Ciò equivale a dire che circa un terzo dei 95 milioni di egiziani guadagna circa 50 dollari al mese. Nella parte meridionale dell’Egitto la situazione è peggiore rispetto alla zona de il Cairo e del Nord, basti considerare che tra i mille villaggi più poveri 226 sono nella provincia di Sohag, 206 ad Asyut e 66 a Minya, tutte nel Sud.

Pertanto le ultime proteste possono essere etichettate come una sorta di “ribellione” dei più poveri, non della classe media che invece non è scesa in piazza, anche perché fortemente disillusa, demotivata e rassegnata.

Anche se la copertura mediatica internazionale non è stata particolarmente incisiva come in passato ed anche se le proteste sono immediatamente rientrate lasciando sul terreno “solo” due manifestanti uccisi dalla forze dell’ordine, si possono rimarcare alcune novità nel modus operandi si qui adottato dai manifestanti.

In primis, e per la prima volta, si può notare come le manifestazioni siano scoppiate simultaneamente nei vari governatorati e, in secondo luogo, abbiano smosso le fasce più povere della popolazione.

Inoltre, sono scesi in piazza per la prima volta anche i giovani che ai tempi della caduta di Hosni Mubarak del 2011 e della cacciata di Mohamed Morsi da parte dell’allora Comandante dell’Esercito el Sisi, erano infanti.

Le proteste in futuro potrebbero riverberarsi, anche perché il periodo di grazia con la popolazione egiziana di el Sisi è terminato da tempo e le promesse fatte nel 2013 sono state disattese.

Il vero problema è che il Presidente non è riuscito a chiudere definitivamente la pagina della storia legata alle vicende dell’ex Rais Mubarak e il bel discorso d’insediamento in cui asseriva di essere “….pronto a portare l’Egitto verso una nuova fase che consentirà una rinascita complessiva del Paese sul piano nazionale e internazionale”, è rimasto per l’appunto solo un bel discorso.

I fulul, termine che identifica tutti coloro i quali hanno avuto un legame con il regime di Mubarak, non sono del tutto scomparsi, anzi sono ben presenti in tutti meandri della mastodontica macchina pubblica egiziana, esercito compreso.
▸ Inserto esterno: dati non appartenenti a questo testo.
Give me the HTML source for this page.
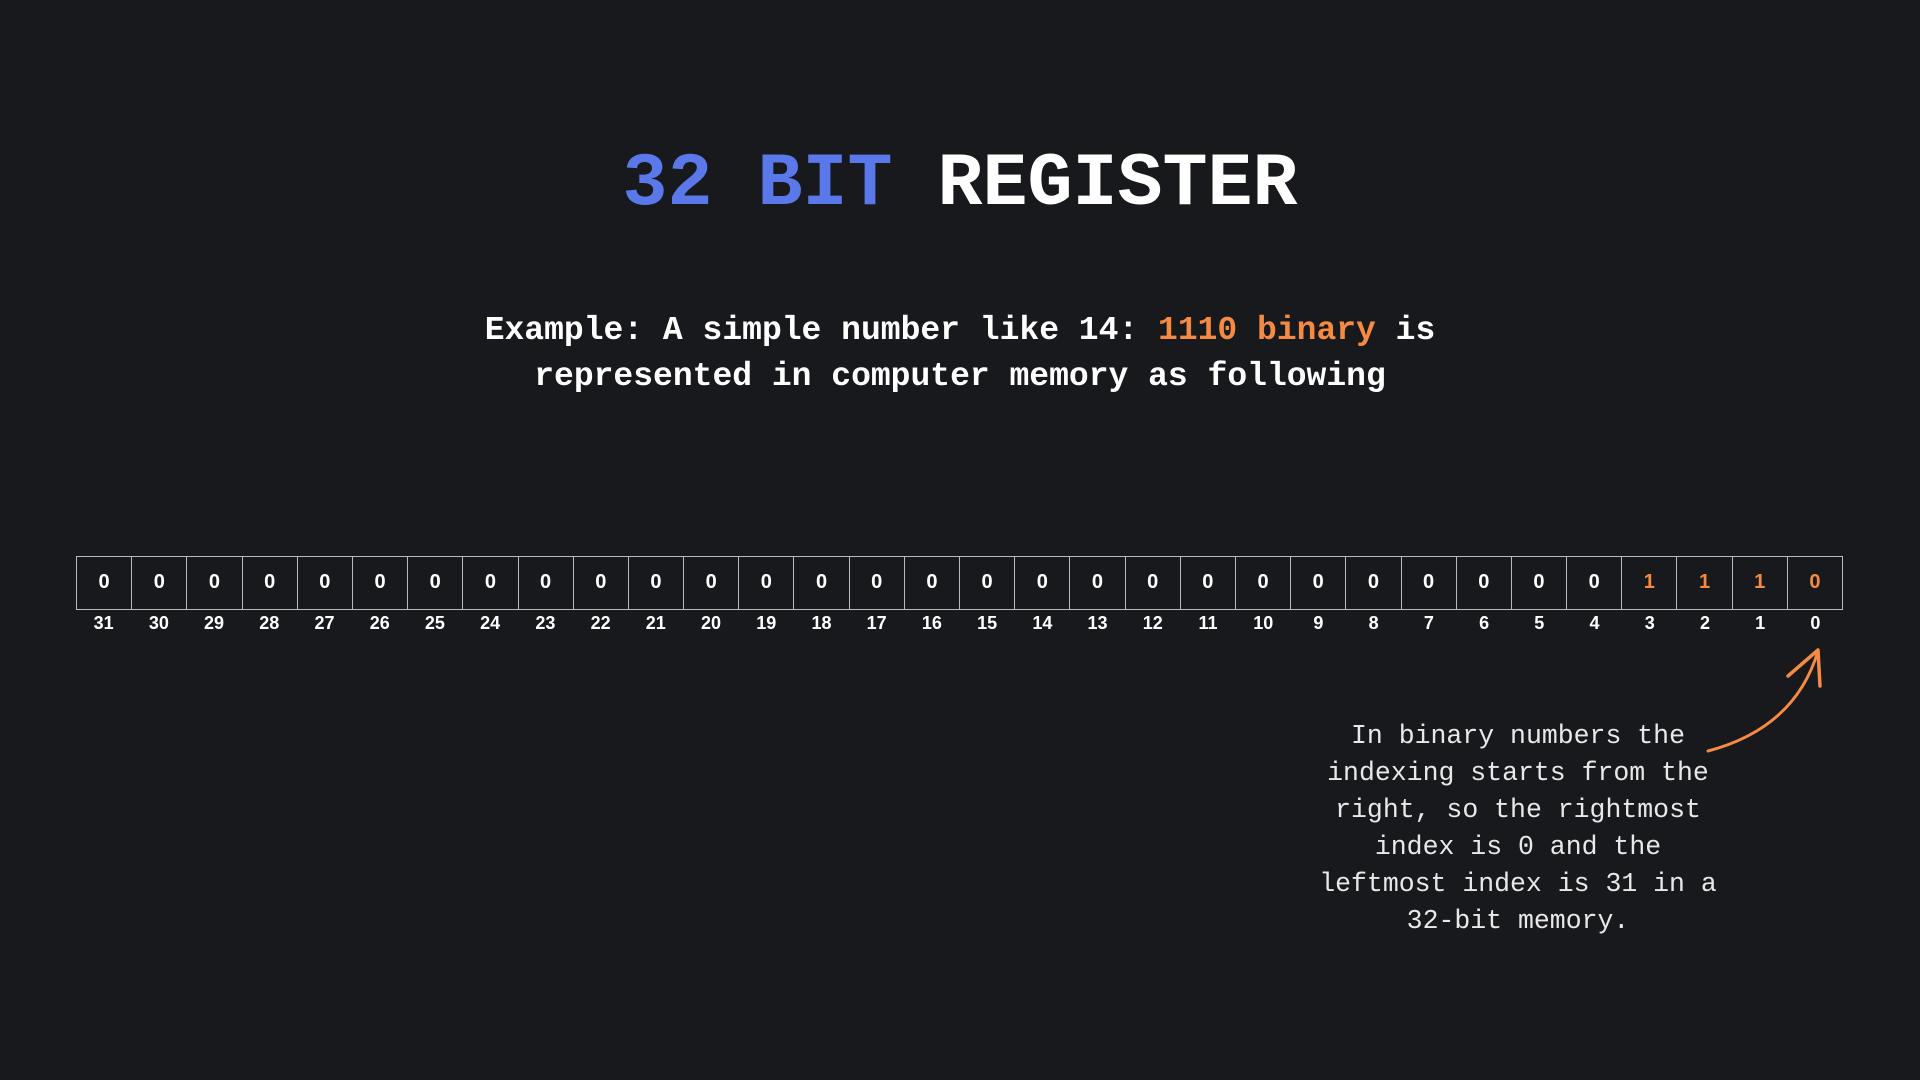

Dunque el Sisi, con una biografia che non si discosta moltissimo da quella di Gamal Abdel Nasser, non è più considerato il salvatore della patria, a differenza del suo illustre predecessore che, nell’immaginario collettivo, rimane il simbolo degli Ufficiali liberi che assunsero il potere nel 1952 ponendo fine alla monarchia e che restò Presidente nonostante l’umiliante sconfitta della guerra dei sei giorni contro Israele nel 1967.

La corruzione è diffusa a tutti i livelli e, recentemente, ha avuto risalto in patria e all’estero l’accusa postata sui social media dell’imprenditore e attore Mohamed Aly contro l’Esercito (che peraltro controlla il 50% dell’economia egiziana), per aver realizzato molti progetti faraonici miseramente falliti, senza alcun beneficio per la popolazione.
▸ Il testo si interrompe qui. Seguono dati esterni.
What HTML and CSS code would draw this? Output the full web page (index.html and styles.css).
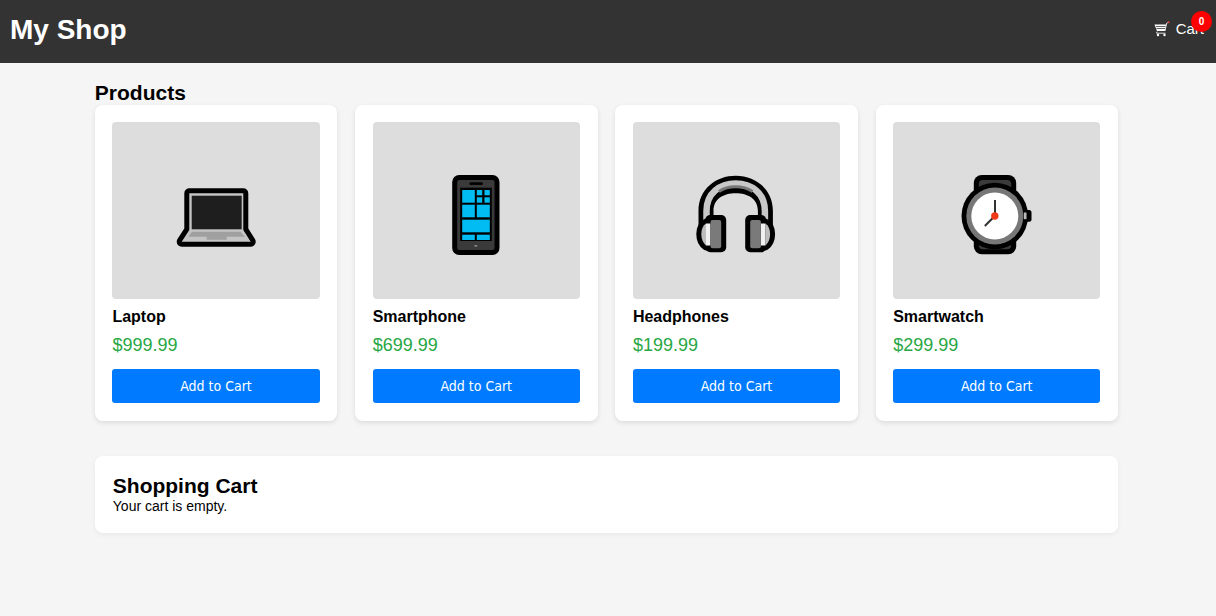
FILE: index.html
```html
<!DOCTYPE html>
<html lang="en">
<head>
<meta charset="utf-8">
<title>My Shop</title>
<link rel="stylesheet" href="styles.css">
</head>
<body>
<header class="topbar">
  <h1 class="brand">My Shop</h1>
  <div class="cart-link">
    <svg class="cart-icon" viewBox="0 0 16 16" width="16" height="16" aria-hidden="true">
      <path d="M0.5 3.5H12.5L11 10H3z" fill="#fff"/>
      <path d="M2 5.500H12M2.500 7.500H11.500" stroke="#666" stroke-width="1" fill="none"/>
      <path d="M3 10.500L2.600 12.200H11.500M11 10L12.600 2.200L14.400 1.400" stroke="#ddd" stroke-width="1" fill="none"/>
      <circle cx="4" cy="14" r="1.200" fill="#fff"/>
      <circle cx="10.500" cy="14" r="1.200" fill="#fff"/>
      <circle cx="14.600" cy="1.200" r="1" fill="#e0452c"/>
    </svg>
    <span>Cart</span>
    <span class="badge">0</span>
  </div>
</header>
<main class="page">
  <h2 class="section-title">Products</h2>
  <div class="product-grid">
    <article class="card">
      <div class="thumb">
        <svg viewBox="0 0 80 80" width="80" height="80" aria-hidden="true">
          <path d="M13.300 18.300H67.300V55L74.700 66.700H5.700L13.300 55z" fill="#c4c4c4" stroke="#000" stroke-width="10" stroke-linejoin="round"/>
          <path d="M13.300 18.300H67.300V55L74.700 66.700H5.700L13.300 55z" fill="#c4c4c4"/>
          <rect x="15.700" y="20.700" width="50" height="33.600" fill="#1e1e1e"/>
          <path d="M16 56.700H64.500L69 61.700H50.700V64.700H30.700V61.700H12.300z" fill="#a0a0a0"/>
        </svg>
      </div>
      <h3 class="name">Laptop</h3>
      <p class="price">$999.99</p>
      <button class="add" type="button">Add to Cart</button>
    </article>
    <article class="card">
      <div class="thumb">
        <svg viewBox="0 0 80 80" width="80" height="80" aria-hidden="true">
          <rect x="16.200" y="0" width="47.300" height="80" rx="7" fill="#000"/>
          <rect x="21.200" y="5" width="37.300" height="70" rx="2" fill="#3a3a3a"/>
          <rect x="33.500" y="7.300" width="13.300" height="2.700" rx="1" fill="#000"/>
          <rect x="24.200" y="12.700" width="31.600" height="53.300" fill="#000"/>
          <g fill="#00bcf2">
            <rect x="26.200" y="15" width="12.600" height="12.700"/>
            <rect x="40.800" y="15" width="5.400" height="5.300"/>
            <rect x="48.500" y="15" width="5.300" height="5.300"/>
            <rect x="40.800" y="22.300" width="5.400" height="5.400"/>
            <rect x="48.500" y="22.300" width="5.300" height="5.400"/>
            <rect x="26.200" y="29.700" width="12.600" height="12.600"/>
            <rect x="40.800" y="29.700" width="13" height="12.600"/>
            <rect x="26.200" y="44.700" width="27.600" height="12.600"/>
            <rect x="26.200" y="59.700" width="12.600" height="5.300"/>
            <rect x="40.800" y="59.700" width="13" height="5.300"/>
          </g>
          <rect x="38.500" y="70" width="2.700" height="1.700" fill="#888"/>
        </svg>
      </div>
      <h3 class="name">Smartphone</h3>
      <p class="price">$699.99</p>
      <button class="add" type="button">Add to Cart</button>
    </article>
    <article class="card">
      <div class="thumb">
        <svg viewBox="0 0 80 80" width="80" height="80" aria-hidden="true">
          <path d="M2.500 50V36C2.500 14 20 0.700 39.700 0.700S76.900 14 76.900 36V50H61.900V36C61.900 24 52 18.300 39.700 18.300S17.500 24 17.500 36V50z" fill="#000"/>
          <path d="M10.500 48V36C10.500 18 24 8.500 39.700 8.500S68.900 18 68.900 36V48" fill="none" stroke="#c8c8c8" stroke-width="6.500"/>
          <path d="M23 16.500C28 13 33 11.800 39.700 11.800S51 13 56.500 16.500" fill="none" stroke="#777" stroke-width="3"/>
          <g id="cup">
            <path d="M14.500 48.500H10.500C7 50.500 5.300 54.500 5.300 59C5.300 64 7 68 10.500 70.500H14.500z" fill="#000" stroke="#000" stroke-width="10" stroke-linejoin="round"/>
            <rect x="9.200" y="40" width="21" height="37.300" rx="5" fill="#000"/>
            <path d="M10 48.500C7 50.500 5.300 54.500 5.300 59C5.300 64 7 68 10 70.500z" fill="#bdbdbd"/>
            <rect x="10" y="48.500" width="4.500" height="22" fill="#f0f0f0"/>
            <rect x="14.500" y="45" width="10.700" height="28.300" rx="2" fill="#7a7a7a"/>
          </g>
          <use href="#cup" transform="translate(79.400 0) scale(-1 1)"/>
        </svg>
      </div>
      <h3 class="name">Headphones</h3>
      <p class="price">$199.99</p>
      <button class="add" type="button">Add to Cart</button>
    </article>
    <article class="card">
      <div class="thumb">
        <svg viewBox="0 0 80 80" width="80" height="80" aria-hidden="true">
          <rect x="16.800" y="0" width="42.400" height="79.300" rx="8" fill="#000"/>
          <rect x="21.800" y="5" width="32.400" height="69.300" rx="4" fill="#3a3a3a"/>
          <rect x="66.800" y="35" width="7.700" height="11.700" rx="2.500" fill="#000"/>
          <circle cx="37.800" cy="41" r="33.300" fill="#000"/>
          <rect x="66.800" y="37.500" width="2.700" height="6.700" fill="#bbb"/>
          <circle cx="37.800" cy="41" r="28.500" fill="#777"/>
          <circle cx="37.800" cy="41" r="23.500" fill="#fff"/>
          <path d="M38 41V25M37.800 41L27.800 51" stroke="#333" stroke-width="2" fill="none"/>
          <circle cx="37.800" cy="41" r="3.700" fill="#f03a17"/>
        </svg>
      </div>
      <h3 class="name">Smartwatch</h3>
      <p class="price">$299.99</p>
      <button class="add" type="button">Add to Cart</button>
    </article>
  </div>
  <section class="cart-panel">
    <h2 class="section-title">Shopping Cart</h2>
    <p class="empty">Your cart is empty.</p>
  </section>
</main>
</body>
</html>
```
FILE: styles.css
```css
* { box-sizing: border-box; }

html, body { margin: 0; padding: 0; }

body {
  background: #f5f5f5;
  color: #000;
  font-family: "Liberation Sans", Arial, sans-serif;
  font-size: 14px;
  min-height: 616px;
}

.topbar {
  height: 63px;
  background: #333;
  color: #fff;
  display: flex;
  align-items: center;
  justify-content: space-between;
  padding: 0 12px 4px 10px;
}

.brand {
  margin: 0;
  font-size: 28px;
  line-height: 32px;
  font-weight: 700;
}

.cart-link {
  position: relative;
  display: flex;
  align-items: center;
  gap: 6px;
  padding-bottom: 2px;
  font-size: 15px;
}

.cart-icon { display: block; margin-top: 1px; }

.badge {
  position: absolute;
  top: -9px;
  right: -8px;
  width: 21px;
  height: 21px;
  border-radius: 50%;
  background: #f00;
  color: #fff;
  font-size: 10px;
  font-weight: 700;
  display: flex;
  align-items: center;
  justify-content: center;
}

.page { padding: 18px 97.8px 0 94.8px; }

.section-title {
  margin: 0;
  font-size: 21px;
  line-height: 24px;
  font-weight: 700;
}

.product-grid {
  display: grid;
  grid-template-columns: repeat(4, 1fr);
  gap: 17.6px;
}

.card {
  background: #fff;
  border-radius: 8px;
  box-shadow: 0 2px 5px rgba(0, 0, 0, 0.1);
  padding: 17px 17.9px 18px 17.6px;
}

.thumb {
  height: 177px;
  padding-top: 9px;
  background: #ddd;
  border-radius: 4px;
  display: flex;
  align-items: center;
  justify-content: center;
}

.name {
  margin: 9px 0 0;
  font-size: 16px;
  line-height: 18px;
  font-weight: 700;
}

.price {
  margin: 9px 0 0;
  font-size: 18px;
  line-height: 21px;
  color: #28a745;
}

.add {
  display: block;
  width: 100%;
  height: 34px;
  margin-top: 13px;
  border: 0;
  border-radius: 3px;
  background: #007bff;
  color: #fff;
  font-family: "DejaVu Sans Condensed", "DejaVu Sans", sans-serif;
  font-stretch: condensed;
  font-size: 14px;
}

.cart-panel {
  margin-top: 35px;
  height: 77px;
  padding: 18px;
  background: #fff;
  border-radius: 8px;
  box-shadow: 0 2px 5px rgba(0, 0, 0, 0.05);
}

.empty { margin: 0; line-height: 16px; }
```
Correlato al problema dell’Esercito che gestisce buona parte dell’economia, sussiste un’endemica difficoltà a dar corso alle privatizzazioni delle aziende statali.

Recentemente si sono registrati alcuni deboli segnali che hanno riguardato il monopolio dei tabacchi e le privatizzazioni bancarie; ben poca cosa rispetto alle grosse imprese che incidono sulla formazione del Pil.
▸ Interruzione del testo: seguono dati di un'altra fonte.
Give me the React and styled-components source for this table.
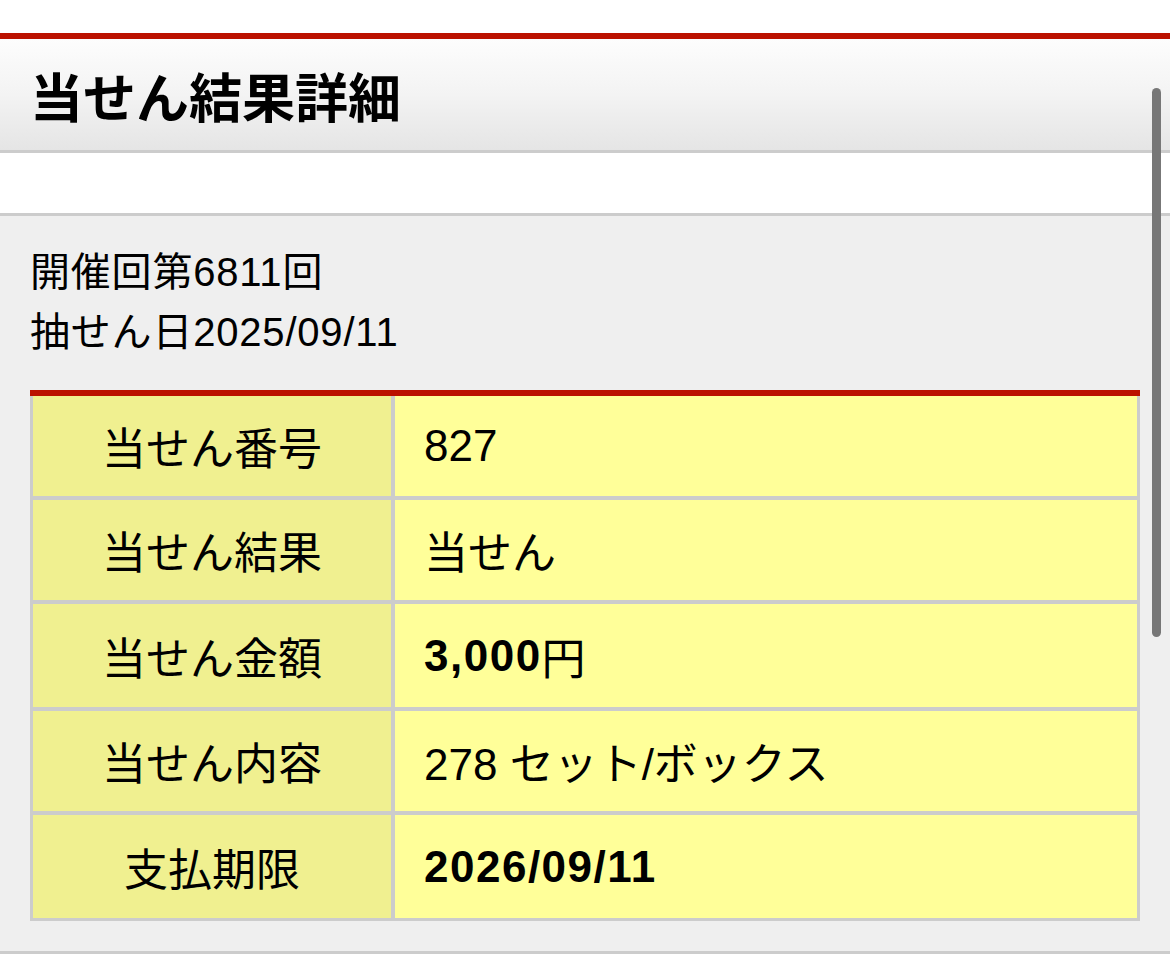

La difficoltà a procedere con le privatizzazioni è legata al fatto che ai vertici di queste imprese sono sistematicamente posti i generali in quiescenza (anche per compensare delle pensioni non molto alte), appiattendo la concorrenza ed avvilendo le competenze dei dirigenti provenienti dal mondo civile.

E’ di tutta evidenza che la perpetuazione della casta è complicata da scardinare, anche perché il “peso” dei generali nel regime di el Sisi permane forte.

Le accuse di Mohamed Aly, rifugiatosi a Madrid, sono probabilmente risuonate come un monito per le Autorità egiziane che hanno ben presente quanto è successo in Tunisia, dove un anonimo professore universitario ha vinto le recenti elezioni presidenziali. E la storia recente ha più volte unito le dinamiche tunisine con quelle egiziane (la memoria corre alle vicende della Primavera araba).

C’è dunque l’assoluta necessità di una maggiore democrazia in tutti i settori della vita sociale egiziana, una vera riappacificazione sociale e politica e migliori prospettive economiche, in particolare per le giovani generazioni.

Giovani generazioni che continuano a pagare il prezzo più alto in un Paese che è ancora alla ricerca di una nuova via, ancora a metà del guado tra una restaurazione militare d’antica memoria nasseriana e una “compiuta” democrazia di stampo occidentale.

Per il bene dell’Egitto, quale attore importante nello scacchiere regionale ma soprattutto per il suo popolo, ci auguriamo che tutto ciò possa quanto prima realizzarsi e che il vento possa finalmente soffiare dalla parte della democrazia.